Il reste bien mystérieux et énigmatique aux yeux de tous, restant dans l’ombre de celui qu’il aide et ne demande pas plus que ce qu’il avait demandé (les « 5 $ » promis au moment de se faire engager).
Il reste optimiste « le temps reste idéal pour la sortir de là, n’est-ce pas, monsieur ? » à un moment où sa balle s’est plantée dans le sable avant le premier trou du parcours. Il joue parfois les faux naïfs, obligeant Junuh à prendre ses responsabilités quant à son jeu. Il sait manier ses suggestions sans les imposer, laissant toujours Junuh prendre ses décisions. Il l’encourage quand il faut, soit par ses paroles, soit par un regard.

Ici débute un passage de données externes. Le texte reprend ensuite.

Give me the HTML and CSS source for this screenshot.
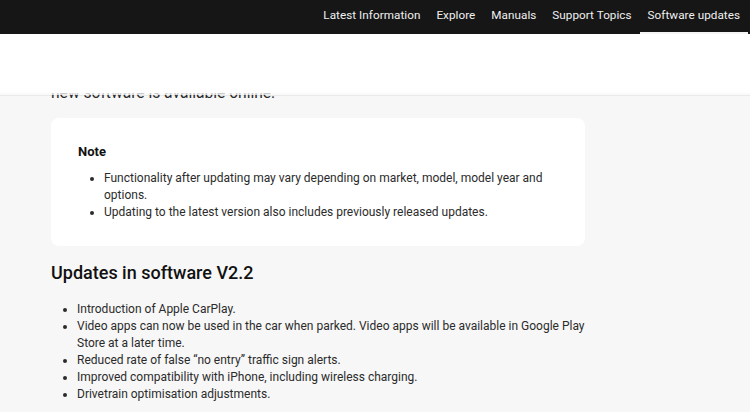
FILE: index.html
```html
<!DOCTYPE html>
<html lang="en">
<head>
<meta charset="utf-8">
<title>Software updates</title>
<link rel="stylesheet" href="styles.css">
</head>
<body>
<header class="topnav">
  <nav class="menu">
    <a class="menu-item" href="#">Latest Information</a>
    <a class="menu-item" href="#">Explore</a>
    <a class="menu-item" href="#">Manuals</a>
    <a class="menu-item" href="#">Support Topics</a>
    <a class="menu-item active" href="#">Software updates</a>
  </nav>
</header>
<div class="subheader"></div>
<main class="content">
  <p class="intro">new software is available online.</p>
  <section class="note">
    <h3 class="note-title">Note</h3>
    <ul class="note-list">
      <li>Functionality after updating may vary depending on market, model, model year and options.</li>
      <li>Updating to the latest version also includes previously released updates.</li>
    </ul>
  </section>
  <h2 class="section-title">Updates in software V2.2</h2>
  <ul class="updates">
    <li>Introduction of Apple CarPlay.</li>
    <li>Video apps can now be used in the car when parked. Video apps will be available in Google Play Store at a later time.</li>
    <li>Reduced rate of false “no entry” traffic sign alerts.</li>
    <li>Improved compatibility with iPhone, including wireless charging.</li>
    <li>Drivetrain optimisation adjustments.</li>
  </ul>
</main>
</body>
</html>
```
FILE: styles.css
```css
* { box-sizing: border-box; }
html, body { margin: 0; padding: 0; }
body {
  background: #f7f7f7;
  font-family: Roboto, "Liberation Sans", sans-serif;
  color: #1e1e1e;
  overflow: hidden;
}
.topnav {
  position: fixed;
  top: 0; left: 0; right: 0;
  height: 34px;
  background: #161616;
  display: flex;
  justify-content: flex-end;
  z-index: 3;
}
.menu {
  display: flex;
  padding-right: 2px;
}
.menu-item {
  display: flex;
  align-items: center;
  padding: 0 8px 3px;
  color: #f0f0f0;
  text-decoration: none;
  font-size: 11.7px;
  letter-spacing: 0.05px;
  border-bottom: 2px solid transparent;
}
.menu-item.active { border-bottom-color: #f4f4f4; }
.subheader {
  position: fixed;
  top: 34px; left: 0; right: 0;
  height: 59px;
  background: #fff;
  box-shadow: 0 2px 0 rgba(255,255,255,0.75), 0 3px 0 rgba(0,0,0,0.05);
  z-index: 2;
}
.content {
  padding: 83px 0 0 51px;
  width: 585px;
}
.intro {
  margin: 0 0 15px;
  font-size: 15.6px;
  line-height: 20px;
  color: #2a2a2a;
}
.note {
  background: #fff;
  border-radius: 8px;
  padding: 25px 27px 25px;
  width: 534px;
}
.note-title {
  margin: 0 0 10px;
  font-size: 13px;
  font-weight: 700;
  line-height: 17px;
  color: #111;
}
.note-list, .updates {
  margin: 0;
  padding-left: 26px;
  font-size: 12px;
  line-height: 17px;
  color: #2b2b2b;
}
.section-title {
  margin: 16px 0 17px;
  font-size: 18px;
  font-weight: 500;
  line-height: 22px;
  color: #111;
}
```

Derrière son air de ne pas y toucher, il sait toucher l’amour propre de Junuh, non pas pour le couler, mais pour lui permettre de rebondir.
Après avoir mis sa balle dans l’eau lors du dix-huitième trou, il n’hésite pas à prêcher le faux pour avoir le vrai et permettre à Junuh de faire le choix de continuer de jouer jusqu’au bout la partie qu’il a commencé. Il en fait presque une affaire d’honneur. « Vous savez que je ne peux pas [arrêter]. » Après la première manche, il n’abandonne pas Junuh, mais vient discuter avec lui pour préparer le lendemain. C’est un grand observateur des personnes et de la nature humaine. Il décrit avec précision la méthode de Jones, lors du départ du premier trou de la deuxième manche. C’est au cours de cette manche qu’il va rattraper une partie de son retard, n’ayant plus que huit points de retard.
Il semble être le seul à ne pas être surpris par le parcours de Junuh ni par sa remontée par certains coups qui tiennent du miracle, par exemple lorsqu’il « fait un coup en un » (sur un chant qui ressemble à celui des anges) va rameuter tout le village qui était parti vaquer à ses occupations (chez le barbier pour deux hommes, avec son balai dans la rue pour le père d’Hardy).
A aucun moment, il ne cherche à s’imposer. Au contraire, il invite Junuh à « choisir » de « quitter le royaume des ombres » et à choisir la lumière.
Il semble aussi omniscient répondant à Junuh dans le bois ce qu’il avait dit quelques instants plutôt à Adèle qui l’avait prise à l’écart derrière un arbre « ce n’est qu’un instant. »
Il décide de lui-même de disparaître avant le trou final, sans chercher les honneurs, ayant permis à Junuh de retrouver son talent et ayant transmis au jeune Hardy Greaves sa responsabilité de caddie et de conseil au champion de Savannah.
Il montre le chemin tant à Junuh pour vivre « son parcours » qu’au vieil Hardy Graves lorsqu’il se relève et reprend son caddie lors du plan final.
Finalement, il permet aux uns et aux autres véritablement eux-mêmes quand il estime qu’ils n’ont plus besoin de lui, en leur faisant confiance, en leur permettant d’exploiter ce qu’il leur a appris et en croyant en leur capacité adaptation.

Le golf, une parabole de la vie
Le tournoi est une belle promenade dans la nature où chaque joueur est affronté à lui-même, avec sa petite balle. Chacun dispose du même terrain, du même
matériel, des mêmes obstacles, d’une certaine malchance et d’une dose de chance, comme au sixième trou de la première journée où la balle de Junuh vient rebondir sur le poteau qui indique le trou.
Si, à la fin du premier jour du tournoi, Junuh compte 12 points de retard sur ses deux adversaires, c’est le deuxième jour où il remonte la pente avant de les rejoindre définitivement sur la ligne d’arrivée.
Le film joue aussi sur les ombres et les lumières, sur la nuit et le jour, qu’ils soient intérieur ou extérieur, leur contraste et le passage possible de l’un à l’autre.